## begin Data lines

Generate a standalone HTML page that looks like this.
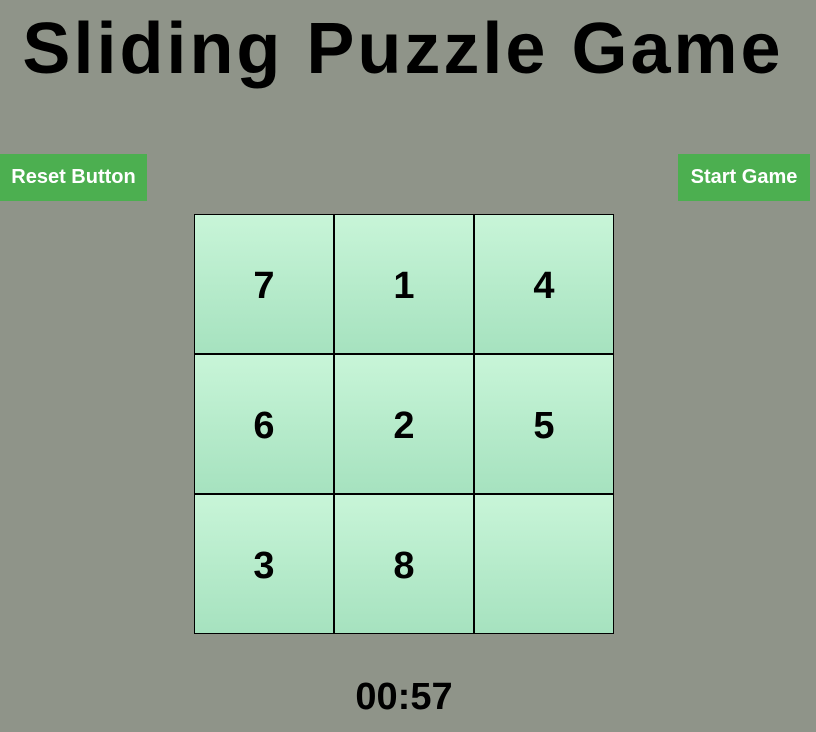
<!DOCTYPE html>
<html><head><style>
html,body{margin:0;padding:0;width:816px;height:732px;overflow:hidden;background:#8f9489;font-family:"Liberation Sans",sans-serif;}
h1{position:absolute;left:-5px;width:816px;top:5px;margin:0;text-align:center;font-size:72px;font-weight:bold;color:#000;letter-spacing:3px;line-height:88px;}
.btn{position:absolute;top:154px;height:47px;background:#4caf50;color:#fff;font-weight:bold;font-size:20px;line-height:47px;text-align:center;}
.grid{position:absolute;left:194px;top:214px;width:420px;height:420px;}
.t{position:absolute;width:138px;height:138px;border:1px solid #000;background:linear-gradient(#c8f5d8,#a6e2bf);font-weight:bold;font-size:38px;line-height:142px;text-align:center;color:#000;}
.timer{position:absolute;left:0;width:808px;top:676px;text-align:center;font-weight:bold;font-size:38px;letter-spacing:0px;}
</style></head><body>
<h1>Sliding Puzzle Game</h1>
<div class="btn" style="left:0;width:147px;">Reset Button</div>
<div class="btn" style="left:678px;width:132px;">Start Game</div>
<div class="grid">
<div class="t" style="left:0;top:0">7</div>
<div class="t" style="left:140px;top:0">1</div>
<div class="t" style="left:280px;top:0">4</div>
<div class="t" style="left:0;top:140px">6</div>
<div class="t" style="left:140px;top:140px">2</div>
<div class="t" style="left:280px;top:140px">5</div>
<div class="t" style="left:0;top:280px">3</div>
<div class="t" style="left:140px;top:280px">8</div>
<div class="t" style="left:280px;top:280px"></div>
</div>
<div class="timer">00:57</div>
</body></html>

## end Data lines

◆ What you are asked to do: Quote the material in full and exactly; do not carry over its pictures.

◆ Solution to this exercise:
Generate a standalone HTML page that looks like this.
<!DOCTYPE html>
<html><head><style>
html,body{margin:0;padding:0;width:816px;height:732px;overflow:hidden;background:#8f9489;font-family:"Liberation Sans",sans-serif;}
h1{position:absolute;left:-5px;width:816px;top:5px;margin:0;text-align:center;font-size:72px;font-weight:bold;color:#000;letter-spacing:3px;line-height:88px;}
.btn{position:absolute;top:154px;height:47px;background:#4caf50;color:#fff;font-weight:bold;font-size:20px;line-height:47px;text-align:center;}
.grid{position:absolute;left:194px;top:214px;width:420px;height:420px;}
.t{position:absolute;width:138px;height:138px;border:1px solid #000;background:linear-gradient(#c8f5d8,#a6e2bf);font-weight:bold;font-size:38px;line-height:142px;text-align:center;color:#000;}
.timer{position:absolute;left:0;width:808px;top:676px;text-align:center;font-weight:bold;font-size:38px;letter-spacing:0px;}
</style></head><body>
<h1>Sliding Puzzle Game</h1>
<div class="btn" style="left:0;width:147px;">Reset Button</div>
<div class="btn" style="left:678px;width:132px;">Start Game</div>
<div class="grid">
<div class="t" style="left:0;top:0">7</div>
<div class="t" style="left:140px;top:0">1</div>
<div class="t" style="left:280px;top:0">4</div>
<div class="t" style="left:0;top:140px">6</div>
<div class="t" style="left:140px;top:140px">2</div>
<div class="t" style="left:280px;top:140px">5</div>
<div class="t" style="left:0;top:280px">3</div>
<div class="t" style="left:140px;top:280px">8</div>
<div class="t" style="left:280px;top:280px"></div>
</div>
<div class="timer">00:57</div>
</body></html>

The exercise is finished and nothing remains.